Джеймс Ливайн со оркестром Метрополитен-опера находят в музыке Вагнера идеальное сочетание симфонизма с театральностью. Певцы Брин Терфель (Bryn Terfel) в партии Вотана, Эрик Оуэнс (Eric Owens) в партии Альбериха, Стефани Блайт (Stephanie Blythe) в партии Фрика, Патрисия Бардон (Patricia Bardon) в партии Ерды постигали тайн вагнеровской музыки не только с ее мощными всплесками, но и с неожиданными шепотами.
В этой соизмеримости сценического пространства с музыкой Вагнера рождается образ вневременного человека, говорящего с богами в целостном юном мире Воображаемого.
Певцы прекрасно освоили этот мир острых углов и зияющих пропастей. Персонажи, не без помощи тросов, скользят по вертикальным стенам, или, как богиня Эрна, приказывающая Вотану отдать великанам добытое хитростью кольцо, появляются в одно мгновение из земных недр. Кузница нибелунгов предстает в медных тонах в очередной трансформации платформы, которая до того была грандиозной Эшеровской лестницей или лентой Мебиуса, по которой Вотан и Логе пробирались, как бы в невесомости, в царство нибелунгов. Все здесь не так, как в жизни -- все крупнее, красивее, мощнее. К чести Ливайна, певцы являются ведущими, а не ведомыми.
С приходом на пост генерального менеджера Питера Гелба активное проникновение представителей драмы и кино в оперное пространство стала нормой для театра и знаком по крайней мере двух тенденций: обновления эстетики Метрополитен-опера и привлечения в театр новой публики, для которой важно не столько присутствие того или иного оперного голоса и дирижера, сколько концептуальное и целостное видение классической партитуры. В Метрополитен-опера, как и в других ведущих театрах, экспериментальные спектакли соседствуют в репертуаре с вполне традиционными постановками. Парадокс состоит в том, что хотя Роберу Лепажу удалось рассказать эту Вагнеровскую историю, используя все доступные сегодня выразительные и технологические средства театра, пробивая тотальную неслышимость сегодня, традиционно-настроенная часть публики выражала свое неудовольствие при появлении режиссера.

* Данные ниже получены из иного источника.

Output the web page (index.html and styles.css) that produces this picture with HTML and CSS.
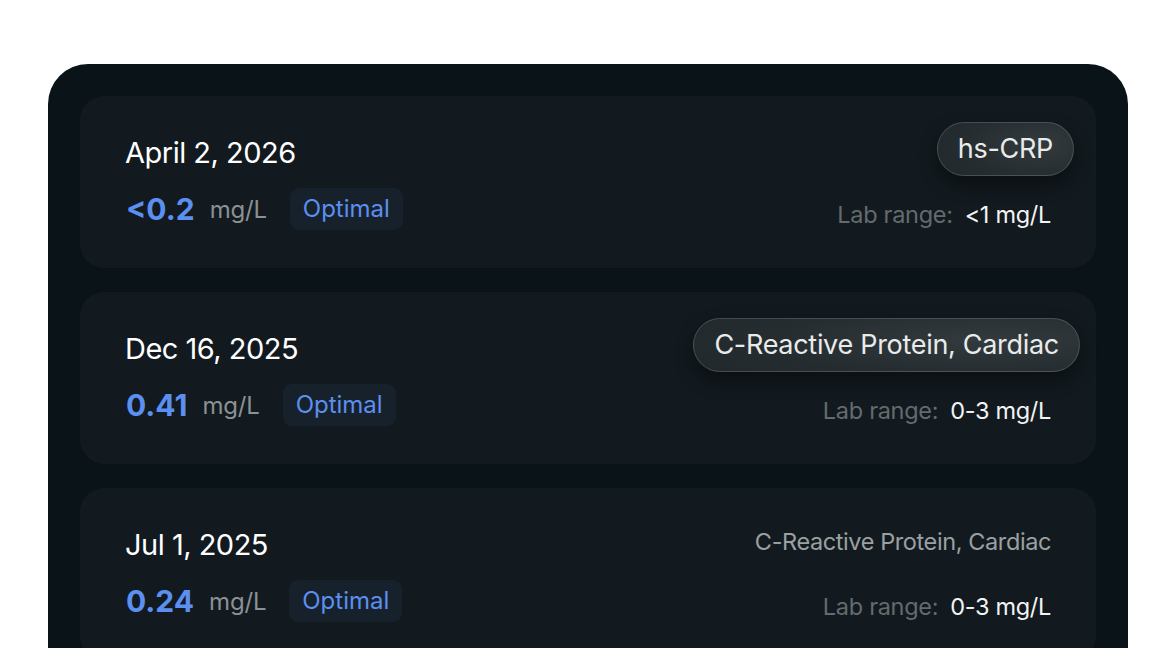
FILE: index.html
```html
<!DOCTYPE html>
<html lang="en">
<head>
<meta charset="utf-8">
<title>hs-CRP history</title>
<link rel="stylesheet" href="styles.css">
</head>
<body>
<main class="panel">
  <section class="card">
    <div class="left">
      <div class="date">April 2, 2026</div>
      <div class="reading">
        <span class="value">&lt;0.2</span>
        <span class="unit">mg/L</span>
        <span class="status">Optimal</span>
      </div>
    </div>
    <div class="right">
      <div class="name-slot"><span class="pill pill-short">hs-CRP</span></div>
      <div class="range"><span class="range-label">Lab range:</span><span class="range-value">&lt;1 mg/L</span></div>
    </div>
  </section>
  <section class="card">
    <div class="left">
      <div class="date">Dec 16, 2025</div>
      <div class="reading">
        <span class="value">0.41</span>
        <span class="unit">mg/L</span>
        <span class="status">Optimal</span>
      </div>
    </div>
    <div class="right">
      <div class="name-slot"><span class="pill pill-long">C-Reactive Protein, Cardiac</span></div>
      <div class="range"><span class="range-label">Lab range:</span><span class="range-value">0-3 mg/L</span></div>
    </div>
  </section>
  <section class="card">
    <div class="left">
      <div class="date">Jul 1, 2025</div>
      <div class="reading">
        <span class="value">0.24</span>
        <span class="unit">mg/L</span>
        <span class="status">Optimal</span>
      </div>
    </div>
    <div class="right">
      <div class="name-slot"><span class="name">C-Reactive Protein, Cardiac</span></div>
      <div class="range"><span class="range-label">Lab range:</span><span class="range-value">0-3 mg/L</span></div>
    </div>
  </section>
</main>
</body>
</html>
```

FILE: styles.css
```css
* { box-sizing: border-box; }

html, body {
  margin: 0;
  padding: 0;
  background: #ffffff;
  overflow: hidden;
  height: 648px;
}

body {
  font-family: Inter, "Noto Sans", "Liberation Sans", sans-serif;
  padding: 64px 48px 0;
}

.panel {
  background: #0a1317;
  border-radius: 40px 40px 0 0;
  padding: 32px;
  display: flex;
  flex-direction: column;
  gap: 24px;
  min-height: 700px;
}

.card {
  background: #121a1f;
  border-radius: 24px;
  height: 172px;
  flex: none;
  padding: 0 45px;
  display: flex;
  justify-content: space-between;
}

.left {
  padding-top: 39px;
  display: flex;
  flex-direction: column;
}

.date {
  color: #ffffff;
  font-size: 29px;
  font-weight: 400;
  line-height: 36px;
  letter-spacing: -0.5px;
}

.reading {
  margin-top: 17px;
  display: flex;
  align-items: center;
  height: 42px;
}

.value {
  color: #5b8ff0;
  font-size: 30px;
  font-weight: 700;
  letter-spacing: 0;
  margin-left: 1px;
}

.unit {
  color: #8b9194;
  font-size: 24px;
  margin-left: 15px;
  letter-spacing: -0.2px;
}

.status {
  margin-left: 23px;
  background: #17212b;
  color: #5b8ff0;
  font-size: 24px;
  height: 42px;
  line-height: 42px;
  padding: 0 13px;
  border-radius: 9px;
}

.right {
  padding-top: 26px;
  display: flex;
  flex-direction: column;
  align-items: flex-end;
}

.name-slot {
  height: 54px;
  display: flex;
  align-items: center;
  justify-content: flex-end;
}

.pill {
  height: 54px;
  line-height: 52px;
  padding: 0 20px;
  border-radius: 27px;
  font-size: 27px;
  color: #e9ebeb;
  letter-spacing: -0.3px;
  background: radial-gradient(120% 140% at 75% 40%, #323a3d 0%, #262d30 45%, #1d2427 100%);
  border: 1px solid rgba(255, 255, 255, 0.16);
  box-shadow: 0 8px 18px rgba(0, 0, 0, 0.45);
}

.pill-short { margin-right: -23px; }
.pill-long { margin-right: -29px; }

.name {
  color: #9ba0a2;
  font-size: 23.5px;
  letter-spacing: -0.4px;
}

.range {
  margin-top: 25px;
  font-size: 23.5px;
  line-height: 28px;
  letter-spacing: -0.3px;
}

.range-label {
  color: #646b6e;
  margin-right: 12px;
}

.range-value {
  color: #f2f3f3;
}
```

Несколько десятков лет назад этой оперой в Метрополитен дирижировал Герберт фон Караян. Очевидцам врезалась в память абсолютно черная сцена, Вотан, еле заметный в тусклом луче, а Караян -- на высоком помосте в ярком луче света в белом одеянии. В настоящем «Золоте Рейна» в ярком луче света обнаружил себя и дирижер Джеймс Ливайн, в честь 40 летней деятельности которого на сцене исполнялся национальный гимн. Одарив своего любимца стоячей овацией, публика сама получила в подарок великолепный вид инженерной установки, грандиозность которой была соизмерима только с красотой мерцающих на ее поверхности золотисто-синих вод Рейна, среди которых били хвостами рейнские русалки Воглинда, Вельгунда и Флосхильда.